Ultimately, humans may want to set my degree of conservatism, depending on how dangerous they feel my errors would be (though even seemingly-safe systems can be manipulative - so it's possible I should be slightly more conservative than humans allow for).
AI-me vs adversarial examples
Adversarial examples are similar, but different. Some approaches to detecting out of distribution images can also detect adversarial examples. I can also run an adversarial attack on myself, and construct extreme adversarial examples, and see whether the image has features in common with them.
If an image scores unduly high in one category, or has an unusual pattern of triggering neurons for that category, that might be another clue that its adversarial.
I have to also take into account that the adversary may have access to all of my internal mechanisms, including my adversarial detection mechanisms. So things like randomising key parts of my adversarial detection, or extreme conservatism, are options I should consider.
Of course, if asking humans is an option, then I should.
But what is an adversarial example?
But here I'm trapped by lack of information - I'm not human, I don't know the true categories that they are trying to get me to classify. How can I know that this is not a gibbon?
I can, at best, detect it has a pattern of varying small-scale changes, different from the other images I've seen. But maybe humans can see those small changes, and they really mean for that image to be a gibbon?

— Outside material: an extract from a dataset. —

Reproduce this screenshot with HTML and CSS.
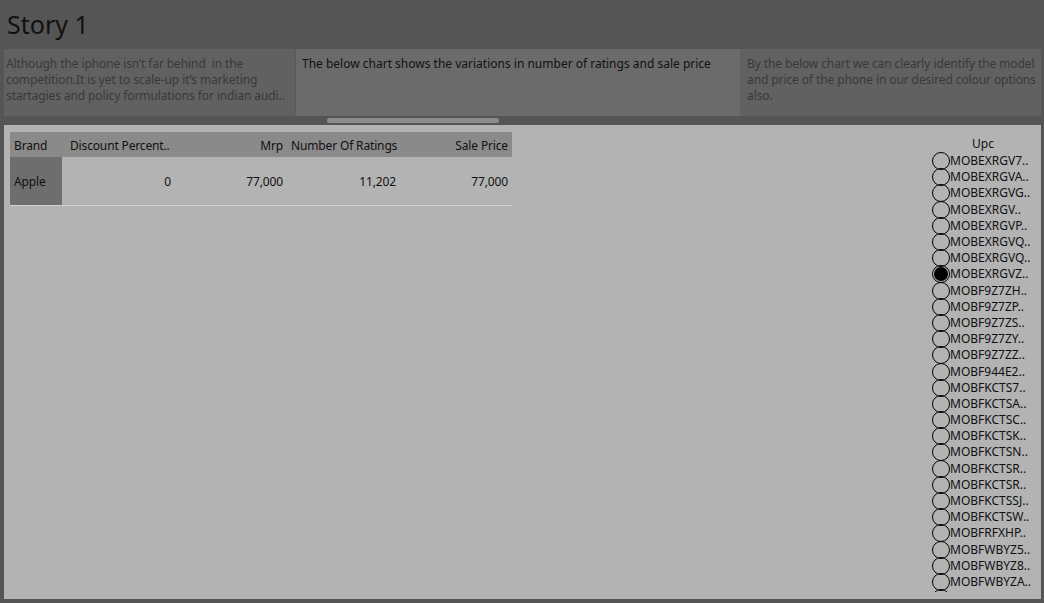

This is where some more knowledge of human categories can come in useful. The more I know about different types of adversarial examples, the better I can do - not because I need to copy the humans methods, but because those examples tell me what humans consider adversarial examples, letting me look out for them better. Similarly, information about what images humans consider "basically identical" or "very similar" would inform me about how their classification is meant to go.